## SHORT TASK
Only the lines from the start of the data through the line containing "import React from 'react';" should be written out, exactly as they are, with both ends included and the pictures left out.

### SUPPLIED MATERIAL

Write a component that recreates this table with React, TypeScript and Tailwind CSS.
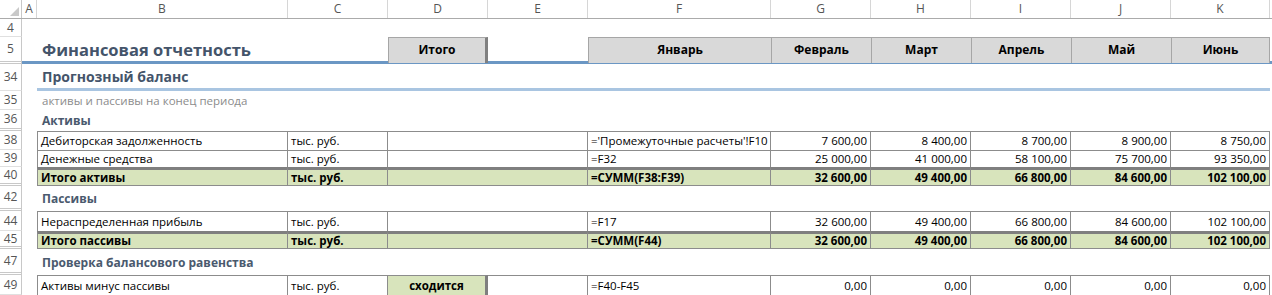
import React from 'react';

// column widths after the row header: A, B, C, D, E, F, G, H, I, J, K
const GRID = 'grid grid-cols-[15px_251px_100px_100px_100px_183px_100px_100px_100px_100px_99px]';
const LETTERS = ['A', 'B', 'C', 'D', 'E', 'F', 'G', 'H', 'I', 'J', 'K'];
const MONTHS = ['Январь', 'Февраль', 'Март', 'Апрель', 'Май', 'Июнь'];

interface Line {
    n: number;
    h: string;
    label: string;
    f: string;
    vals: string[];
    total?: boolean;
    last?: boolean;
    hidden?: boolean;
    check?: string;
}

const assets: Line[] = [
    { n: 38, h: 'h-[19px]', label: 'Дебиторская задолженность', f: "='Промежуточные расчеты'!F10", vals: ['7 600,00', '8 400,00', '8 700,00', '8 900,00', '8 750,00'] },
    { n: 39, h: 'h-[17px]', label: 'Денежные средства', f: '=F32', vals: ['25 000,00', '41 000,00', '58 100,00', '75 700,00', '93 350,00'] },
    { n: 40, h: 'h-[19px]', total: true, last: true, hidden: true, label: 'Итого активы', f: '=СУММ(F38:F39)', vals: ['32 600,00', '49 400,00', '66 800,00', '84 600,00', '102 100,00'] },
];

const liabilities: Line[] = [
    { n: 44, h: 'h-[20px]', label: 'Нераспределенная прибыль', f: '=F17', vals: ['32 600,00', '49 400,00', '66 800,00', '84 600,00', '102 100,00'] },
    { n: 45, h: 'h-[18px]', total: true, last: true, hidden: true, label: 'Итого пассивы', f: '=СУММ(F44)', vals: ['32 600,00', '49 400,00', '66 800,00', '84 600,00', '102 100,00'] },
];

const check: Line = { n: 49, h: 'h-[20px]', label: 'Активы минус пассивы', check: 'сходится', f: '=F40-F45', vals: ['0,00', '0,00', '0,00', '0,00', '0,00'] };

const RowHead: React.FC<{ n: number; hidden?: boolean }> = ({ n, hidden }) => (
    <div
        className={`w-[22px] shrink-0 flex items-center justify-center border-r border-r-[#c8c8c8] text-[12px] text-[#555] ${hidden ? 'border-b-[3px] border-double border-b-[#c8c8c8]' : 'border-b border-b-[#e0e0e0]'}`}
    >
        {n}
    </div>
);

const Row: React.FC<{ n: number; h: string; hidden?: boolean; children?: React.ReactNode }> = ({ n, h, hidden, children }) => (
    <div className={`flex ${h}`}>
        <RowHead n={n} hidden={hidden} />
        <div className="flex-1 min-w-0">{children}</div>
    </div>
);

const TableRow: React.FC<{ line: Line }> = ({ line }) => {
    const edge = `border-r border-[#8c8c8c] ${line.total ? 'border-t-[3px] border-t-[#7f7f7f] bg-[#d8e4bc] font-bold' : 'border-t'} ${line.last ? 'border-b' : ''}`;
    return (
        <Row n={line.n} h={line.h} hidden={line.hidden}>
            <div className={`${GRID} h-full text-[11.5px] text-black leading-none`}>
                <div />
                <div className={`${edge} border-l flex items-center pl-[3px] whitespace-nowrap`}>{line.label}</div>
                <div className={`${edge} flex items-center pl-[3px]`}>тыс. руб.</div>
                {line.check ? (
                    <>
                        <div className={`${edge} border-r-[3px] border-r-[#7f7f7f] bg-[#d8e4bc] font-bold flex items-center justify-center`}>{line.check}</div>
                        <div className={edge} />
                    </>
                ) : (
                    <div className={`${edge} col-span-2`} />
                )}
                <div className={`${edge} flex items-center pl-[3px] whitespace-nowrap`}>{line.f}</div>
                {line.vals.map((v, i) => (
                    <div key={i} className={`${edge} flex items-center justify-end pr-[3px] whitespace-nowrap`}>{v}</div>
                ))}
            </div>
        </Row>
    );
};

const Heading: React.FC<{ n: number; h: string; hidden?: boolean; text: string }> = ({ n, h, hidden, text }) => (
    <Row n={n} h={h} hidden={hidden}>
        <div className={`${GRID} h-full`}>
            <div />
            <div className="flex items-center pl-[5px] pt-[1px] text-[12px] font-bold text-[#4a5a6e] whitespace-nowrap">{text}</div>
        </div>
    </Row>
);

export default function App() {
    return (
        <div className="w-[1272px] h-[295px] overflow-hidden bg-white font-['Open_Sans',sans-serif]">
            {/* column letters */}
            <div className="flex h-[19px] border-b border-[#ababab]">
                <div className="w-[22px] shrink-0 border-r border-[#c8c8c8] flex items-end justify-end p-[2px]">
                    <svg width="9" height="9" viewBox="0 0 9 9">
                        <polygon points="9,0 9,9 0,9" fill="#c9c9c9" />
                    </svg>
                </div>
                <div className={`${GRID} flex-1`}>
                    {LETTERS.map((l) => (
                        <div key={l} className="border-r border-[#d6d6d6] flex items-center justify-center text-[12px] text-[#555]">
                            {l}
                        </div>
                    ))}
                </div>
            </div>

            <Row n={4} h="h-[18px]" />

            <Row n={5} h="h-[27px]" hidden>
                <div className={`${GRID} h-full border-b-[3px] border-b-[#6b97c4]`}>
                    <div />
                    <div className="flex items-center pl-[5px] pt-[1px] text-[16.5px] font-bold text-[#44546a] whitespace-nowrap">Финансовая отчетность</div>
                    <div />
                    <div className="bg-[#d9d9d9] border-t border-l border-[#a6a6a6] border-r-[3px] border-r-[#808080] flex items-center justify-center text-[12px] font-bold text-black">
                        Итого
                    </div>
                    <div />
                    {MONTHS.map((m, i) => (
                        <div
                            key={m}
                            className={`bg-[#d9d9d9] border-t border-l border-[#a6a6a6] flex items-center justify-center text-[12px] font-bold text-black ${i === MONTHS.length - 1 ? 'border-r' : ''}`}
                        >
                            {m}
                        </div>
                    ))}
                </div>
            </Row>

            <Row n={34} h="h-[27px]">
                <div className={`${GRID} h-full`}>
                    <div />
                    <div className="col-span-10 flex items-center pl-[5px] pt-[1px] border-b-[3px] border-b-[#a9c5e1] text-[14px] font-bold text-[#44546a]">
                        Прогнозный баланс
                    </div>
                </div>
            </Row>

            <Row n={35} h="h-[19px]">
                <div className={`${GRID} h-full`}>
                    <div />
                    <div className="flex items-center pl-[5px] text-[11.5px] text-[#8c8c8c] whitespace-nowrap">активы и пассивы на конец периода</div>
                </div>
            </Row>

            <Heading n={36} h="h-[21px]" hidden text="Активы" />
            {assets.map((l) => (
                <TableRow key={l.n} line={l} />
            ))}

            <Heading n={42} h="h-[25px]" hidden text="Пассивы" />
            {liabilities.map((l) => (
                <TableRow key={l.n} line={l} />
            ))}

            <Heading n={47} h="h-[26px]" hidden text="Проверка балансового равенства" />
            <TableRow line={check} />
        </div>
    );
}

######

## TASK OUTPUT
Write a component that recreates this table with React, TypeScript and Tailwind CSS.
import React from 'react';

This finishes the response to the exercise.